Os primeiros cristãos eram judeus, que consideravam a Bíblia Hebraica, quer no original, quer na tradução grega, como seus textos religiosos oficiais (§12.1.a). Eles não precisaram de qualquer outra Escritura durante muitas décadas. Seus próprios escritos apresentavam a Jesus como o cumprimento das expectativas religiosas da Bíblia Hebraica. Mesmo quando se separaram da comunidade judaica, os cristãos não sentiram a necessidade de imaginar seus próprios escritos como um acréscimo a ou um substituto para a Bíblia. Tão somente à medida que surgiam conflitos na Igreja sobre a natureza da fé e da identidade cristã no século II d.C, é que se tornou premente asseverar que a Bíblia Hebraica era realmente Escritura, mas que, além disso, um núcleo de escritos cristãos primitivos constituía uma segunda divisão da Escritura igualmente autorizada. Foi assim que surgiu a designação Antigo Testamento (ou Aliança) para a Bíblia Hebraica e Novo Testamento (ou Aliança) para a literatura sagrada cristã.

Depois disso, a Bíblia Hebraica em tradução grega ou latina, suplementada pelos Apócrifos, foi associada ao Novo Testamento para formar a Bíblia dos cristãos católicos. Os cristãos ortodoxos orientais concordaram, exceto que eles incluíram livros adicionais dos Pseudepígrafos.

O Talmude (ou seja, “estudo/instrução”) é o extenso corpo da Lei oral codificada que se desenvolveu desde cerca de 250 a.C. até 550 d.C, com base na qual as autoridades rabínicas moldaram definitivamente a estrutura do judaísmo depois que a queda de Jerusalém em 70 d.C. havia eliminado formas rivais de vida e pensamento religiosos judaicos. As raízes de suplementação oral das instruções legais e cultuais da Bíblia Hebraica provavelmente se estendem de volta a um tempo não longo depois que a comunidade judaica adotou abertamente a Lei (Gênesis-Deuteronômio) como o seu documento de carta patente. A essência destes suplementos ou interpretações/reinterpretações orais consistia em deduzir do texto bíblico diretrizes exatas para comportamento comum religioso e ritual judaico (Halakah, ou seja, “caminhando, guiando a própria vida”). Gerações de intérpretes, identificados com os fariseus desde aproximadamente 150 a.C, desenvolveram estas leis orais, que foram codificadas por volta de 180 d.C. na Mishnah (ou seja, “repetição/estudo”), escritas em hebraico e compostas de sessenta e três tratados em seis divisões. Comentário aramaico sobre a Mishnah prosseguiu até aproximadamente 550 d.C. A Mishnah ficou associada a este comentário aramaico, conhecido como a Gemara (isto é, “completamento”), para formar o Talmude.

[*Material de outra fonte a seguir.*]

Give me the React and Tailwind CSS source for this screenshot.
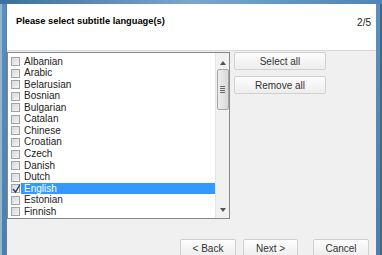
const LANGUAGES = [
  "Albanian",
  "Arabic",
  "Belarusian",
  "Bosnian",
  "Bulgarian",
  "Catalan",
  "Chinese",
  "Croatian",
  "Czech",
  "Danish",
  "Dutch",
  "English",
  "Estonian",
  "Finnish",
];

function CheckBox({ checked }) {
  return (
    <div className="relative ml-[3px] h-[9px] w-[9px] shrink-0 border border-[#a3a3a3] bg-gradient-to-br from-[#d9d9d9] to-[#f4f4f4]">
      {checked && (
        <svg className="absolute -left-[1px] -top-[2px] h-[11px] w-[11px]" viewBox="0 0 11 11">
          <path d="M2 6l2.5 3L9 1.5" fill="none" stroke="#2a3a6a" strokeWidth="1.4" />
        </svg>
      )}
    </div>
  );
}

function WinButton({ children, className = "" }) {
  return (
    <button
      type="button"
      className={`flex shrink-0 items-center justify-center rounded-[2px] border border-[#d0d0d0] bg-gradient-to-b from-[#fdfdfd] to-[#ededed] text-[10px] text-[#333] ${className}`}
    >
      {children}
    </button>
  );
}

function ScrollBar() {
  return (
    <div className="flex w-[14px] shrink-0 flex-col items-center border-l border-[#e6e6e6] bg-[#f1f1f1]">
      <svg className="mt-[8px] h-[4px] w-[6px]" viewBox="0 0 6 4">
        <path d="M0 4L3 0L6 4Z" fill="#555" />
      </svg>
      <div className="mt-[4px] flex h-[41px] w-[12px] flex-col items-center justify-center gap-[1px] rounded-[2px] border border-[#a5a5a5] bg-gradient-to-r from-[#eeeeee] to-[#d8d8d8]">
        <div className="h-px w-[5px] bg-[#666]" />
        <div className="h-px w-[5px] bg-[#666]" />
        <div className="h-px w-[5px] bg-[#666]" />
        <div className="h-px w-[5px] bg-[#666]" />
      </div>
      <div className="flex-1" />
      <svg className="mb-[6px] h-[4px] w-[6px]" viewBox="0 0 6 4">
        <path d="M0 0L6 0L3 4Z" fill="#555" />
      </svg>
    </div>
  );
}

export default function App() {
  return (
    <div className="flex h-[255px] w-[382px] flex-col overflow-hidden font-['Liberation_Sans',Arial,sans-serif]">
      <div className="h-[4px] shrink-0 bg-gradient-to-r from-[#3f6f9a] via-[#7aa6cc] to-[#4e84b6]" />
      <div className="flex flex-1">
        <div className="flex w-[6px] shrink-0">
          <div className="w-[2px] bg-[#8fb6d3]" />
          <div className="w-[4px] bg-gradient-to-b from-[#5a8fc0] to-[#4f7fa8]" />
        </div>
        <div className="flex flex-1 flex-col border-l border-[#5d7f9c] bg-[#f0f0f0]">
          <div className="flex h-[47px] shrink-0 items-start justify-between border-b border-[#d8d8d8] bg-white pl-[9px] pr-[5px] pt-[11px]">
            <span className="text-[9.3px] font-bold text-black">Please select subtitle language(s)</span>
            <span className="text-[10px] text-[#222]">2/5</span>
          </div>
          <div className="flex h-[188px] shrink-0 pt-[1px]">
            <div className="flex h-[167px] w-[223px] shrink-0 border border-[#828790] bg-white">
              <div className="flex flex-1 flex-col pt-[3px]">
                {LANGUAGES.map((lang) => (
                  <div key={lang} className="flex h-[11.54px] items-center">
                    <CheckBox checked={lang === "English"} />
                    <div
                      className={`ml-[1px] flex h-full flex-1 items-center pl-[3px] text-[10px] leading-none ${
                        lang === "English" ? "bg-[#3399ff] text-white" : "text-[#222]"
                      }`}
                    >
                      {lang}
                    </div>
                  </div>
                ))}
              </div>
              <ScrollBar />
            </div>
            <div className="ml-[4px] flex flex-col gap-[6px]">
              <WinButton className="h-[18px] w-[92px]">Select all</WinButton>
              <WinButton className="h-[18px] w-[92px]">Remove all</WinButton>
            </div>
          </div>
          <div className="flex shrink-0 items-start justify-end pr-[7px]">
            <WinButton className="h-[19px] w-[56px]">&lt; Back</WinButton>
            <WinButton className="ml-[7px] h-[19px] w-[55px]">Next &gt;</WinButton>
            <WinButton className="ml-[15px] h-[19px] w-[56px]">Cancel</WinButton>
          </div>
        </div>
        <div className="flex w-[6px] shrink-0">
          <div className="w-[4px] bg-gradient-to-b from-[#5a8fc0] to-[#4f7fa8]" />
          <div className="w-[2px] bg-[#3b6a8f]" />
        </div>
      </div>
    </div>
  );
}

Entrementes, ao lado da interpretação legal e cultual das tradições, desenvolveu-se interpretação/reinterpretação piedosa de textos bíblicos não-legais. Por meio de aperfeiçoamento das narrativas e profecias bíblicas, fomentavam-se a fé e a esperança judaicas (Haggadah, isto é, “narração”). As reflexões da Haggadah penetraram no Midrash (isto é, “exposição”), constando de numerosos comentários sobre textos bíblicos que foram escritos a partir de 150 até 1300 d.C. O midrash (pl., midrashim), como forma literária, é de importância crescente nos estudos bíblicos porque alguns críticos argumentam que este costume de reapropriação escrita de um texto valioso anterior já se praticava em livros bíblicos pós-exílicos, tais como Crônicas e Daniel.

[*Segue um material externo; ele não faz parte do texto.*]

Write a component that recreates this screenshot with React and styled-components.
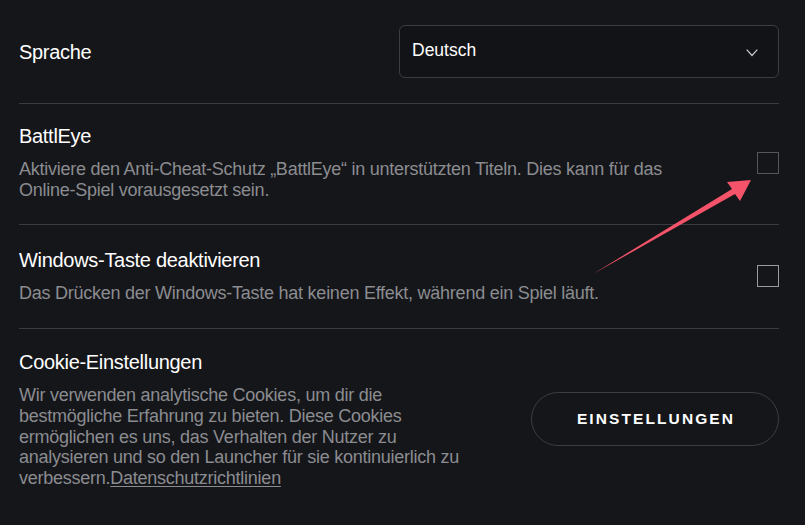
import React from "react";
import styled, { createGlobalStyle } from "styled-components";

const GlobalStyle = createGlobalStyle`
  html, body {
    margin: 0;
    padding: 0;
    background: #15161a;
  }
  body {
    font-family: "Liberation Sans", Arial, sans-serif;
    color: #ffffff;
  }
`;

const Page = styled.div`
  position: relative;
  width: 805px;
  height: 525px;
  overflow: hidden;
  padding: 0 26px 0 19px;
  box-sizing: border-box;
  background: #15161a;
`;

const Row = styled.section`
  display: flex;
  align-items: center;
  justify-content: space-between;
  gap: 24px;
  padding: ${(p) => p.$pad || "20px 0 23px"};
  border-bottom: ${(p) => (p.$last ? "none" : "1px solid #3a3b3f")};
`;

const TextCol = styled.div`
  display: flex;
  flex-direction: column;
  gap: ${(p) => p.$gap || "11px"};
  max-width: ${(p) => p.$max || "none"};
`;

const Title = styled.h3`
  margin: 0;
  font-size: 20px;
  line-height: 24px;
  font-weight: 400;
  letter-spacing: -0.3px;
  color: #ffffff;
`;

const Desc = styled.p`
  margin: 0;
  font-size: 18px;
  line-height: ${(p) => p.$lh || "21px"};
  letter-spacing: -0.25px;
  color: #8b8c90;
`;

const Link = styled.a`
  color: #8b8c90;
  text-decoration: underline;
  text-underline-offset: 2px;
`;

const Select = styled.div`
  display: flex;
  align-items: center;
  justify-content: space-between;
  width: 380px;
  height: 53px;
  box-sizing: border-box;
  padding: 0 20px 3px 12px;
  border: 1px solid #3c3d41;
  border-radius: 6px;
  background: #121317;
  font-size: 17.5px;
  color: #ffffff;
`;

const Chevron = styled.svg`
  width: 12px;
  height: 8px;
  margin-top: 6px;
`;

const Checkbox = styled.span`
  flex: none;
  width: 22px;
  height: 22px;
  box-sizing: border-box;
  border: 1.5px solid ${(p) => (p.$muted ? "#55565a" : "#9a9b9e")};
`;

const PillButton = styled.button`
  flex: none;
  width: 248px;
  height: 54px;
  border: 1px solid #3c3d41;
  border-radius: 27px;
  background: transparent;
  color: #ffffff;
  font-family: "Liberation Sans", Arial, sans-serif;
  font-size: 15.5px;
  font-weight: 700;
  letter-spacing: 2.1px;
  padding: 0 0 0 2px;
  cursor: pointer;
`;

const Pointer = styled.svg`
  position: absolute;
  left: 0;
  top: 0;
  width: 805px;
  height: 525px;
  pointer-events: none;
`;

export default function App() {
  return (
    <>
      <GlobalStyle />
      <Page>
        <Row $pad="25px 0 25px">
          <Title>Sprache</Title>
          <Select>
            <span>Deutsch</span>
            <Chevron viewBox="0 0 12 8">
              <polyline
                points="0.7,0.7 6,6.5 11.3,0.7"
                fill="none"
                stroke="#c9c9cb"
                strokeWidth="1.2"
              />
            </Chevron>
          </Select>
        </Row>

        <Row>
          <TextCol>
            <Title>BattlEye</Title>
            <Desc>
              Aktiviere den Anti-Cheat-Schutz „BattlEye“ in unterstützten Titeln. Dies kann für das
              <br />
              Online-Spiel vorausgesetzt sein.
            </Desc>
          </TextCol>
          <Checkbox $muted />
        </Row>

        <Row $pad="23px 0 24px">
          <TextCol>
            <Title>Windows-Taste deaktivieren</Title>
            <Desc>Das Drücken der Windows-Taste hat keinen Effekt, während ein Spiel läuft.</Desc>
          </TextCol>
          <Checkbox />
        </Row>

        <Row $pad="21px 0 20px" $last>
          <TextCol $gap="11px" $max="470px">
            <Title>Cookie-Einstellungen</Title>
            <Desc $lh="20.75px">
              Wir verwenden analytische Cookies, um dir die bestmögliche Erfahrung zu bieten. Diese
              Cookies ermöglichen es uns, das Verhalten der Nutzer zu analysieren und so den Launcher
              für sie kontinuierlich zu verbessern.<Link href="#">Datenschutzrichtlinien</Link>
            </Desc>
          </TextCol>
          <PillButton>EINSTELLUNGEN</PillButton>
        </Row>

        <Pointer viewBox="0 0 805 525">
          <polygon
            points="593,274 732,188.9 727,182 751,180 740,201 735,194.1"
            fill="#f4536a"
          />
        </Pointer>
      </Page>
    </>
  );
}
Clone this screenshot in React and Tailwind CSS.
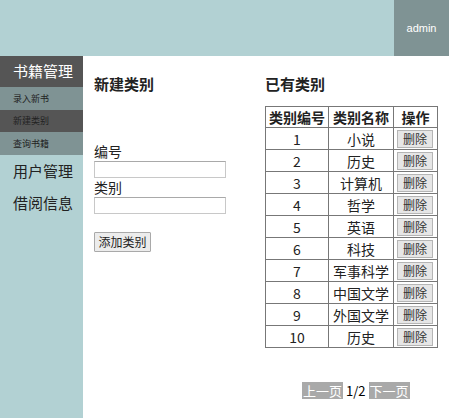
import React from 'react';

const cats = [
  [1, '小说'], [2, '历史'], [3, '计算机'], [4, '哲学'], [5, '英语'],
  [6, '科技'], [7, '军事科学'], [8, '中国文学'], [9, '外国文学'], [10, '历史'],
];

const cjk = { fontFamily: '"Noto Sans CJK SC", "Noto Sans", sans-serif' };

export default function App() {
  return (
    <div className="w-[449px] h-[418px] flex flex-col overflow-hidden bg-white text-[#222]" style={cjk}>
      <div className="h-[56px] bg-[#b2d1d3] flex justify-end shrink-0">
        <div className="w-[55px] bg-[#7f9394] flex items-center justify-center text-white text-[11px]" style={{ fontFamily: '"Liberation Sans", Arial, sans-serif' }}>
          admin
        </div>
      </div>

      <div className="flex flex-1">
        <div className="w-[83px] bg-[#b2d1d3] shrink-0">
          <div className="h-[31px] bg-[#555555] text-white text-[15px] flex items-center pl-[13px]">书籍管理</div>
          <div className="h-[23px] bg-[#7f9394] text-[9px] flex items-center pl-[13px]">录入新书</div>
          <div className="h-[22px] bg-[#555555] text-[9px] text-[#222] flex items-center pl-[13px]">新建类别</div>
          <div className="h-[23px] bg-[#7f9394] text-[9px] flex items-center pl-[13px]">查询书籍</div>
          <div className="h-[33px] text-[15px] flex items-center pl-[13px]">用户管理</div>
          <div className="h-[30px] text-[15px] flex items-center pl-[13px]">借阅信息</div>
        </div>

        <div className="flex-1 flex">
          <div className="w-[182px] pl-[11px] pt-[17px]">
            <div className="text-[15px] font-bold leading-[22px]">新建类别</div>
            <div className="mt-[46px] text-[14px] leading-[20px]">编号</div>
            <input className="block w-[132px] h-[17px] border border-[#c8c8c8] border-t-[#a9a9a9] bg-white" />
            <div className="text-[14px] leading-[19px]">类别</div>
            <input className="block w-[132px] h-[17px] border border-[#c8c8c8] border-t-[#a9a9a9] bg-white" />
            <button className="mt-[18px] h-[20px] w-[57px] border border-[#a9a9a9] bg-[#ececec] text-[12px] leading-[18px] rounded-[1px] text-[#222]">
              添加类别
            </button>
          </div>

          <div className="flex-1 pt-[17px]">
            <div className="text-[15px] font-bold leading-[22px]">已有类别</div>
            <table className="mt-[11px] border-collapse border border-[#555] text-[14px] text-center">
              <thead>
                <tr className="h-[21px] leading-[18px]">
                  <th className="border border-[#777] w-[63px] font-bold p-0">类别编号</th>
                  <th className="border border-[#777] w-[65px] font-bold p-0">类别名称</th>
                  <th className="border border-[#777] w-[44px] font-bold p-0">操作</th>
                </tr>
              </thead>
              <tbody>
                {cats.map(([id, name]) => (
                  <tr key={id} className="h-[22px]">
                    <td className="border border-[#777] p-0 leading-[20px]">{id}</td>
                    <td className="border border-[#777] p-0 leading-[20px]">{name}</td>
                    <td className="border border-[#777] p-0 px-[3px]">
                      <button className="block w-[36px] h-[18px] border border-[#b5b5b5] bg-[#e6e6e6] text-[12px] leading-[16px] text-[#333]">
                        删除
                      </button>
                    </td>
                  </tr>
                ))}
              </tbody>
            </table>
            <div className="mt-[34px] ml-[37px] flex items-center text-[13px] leading-[17px]">
              <span className="bg-[#a9a9a9] text-white px-[1px]">上一页</span>
              <span className="px-[3px] text-black">1/2</span>
              <span className="bg-[#a9a9a9] text-white px-[1px]">下一页</span>
            </div>
          </div>
        </div>
      </div>
    </div>
  );
}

Visto que o judaísmo rabínico não admitiu um revelador histórico novo de Deus da maneira que o cristianismo admitiu a Jesus, não ocorreu impulso algum entre os judeus por ampliar a Bíblia Hebraica a fim de incluir a Mishnah ou o Talmude completo. Na verdade, afirmou-se que o próprio Moisés no Sinai iniciara o processo de dar leis orais explicativas ao lado de leis escritas. O Talmude, enquanto Lei Oral codificada, imaginou-se como a palavra viva continuadora de Moisés, e portanto totalmente compatível com as palavras da Lei na Bíblia Hebraica. Não houve oportunidade de fazer referência à Bíblia Hebraica como a Lei Antiga e a Mishnah e/ou o Talmude como a Lei Nova. No seu lugar, a primeira recebeu o nome simples descritivo de Tanak, chamando a atenção para os seus conteúdos triplos (cap. 1 n. 1), ou foi denominada meramente Torá, empregando o nome da primeira divisão a fim de referir-se ao conjunto.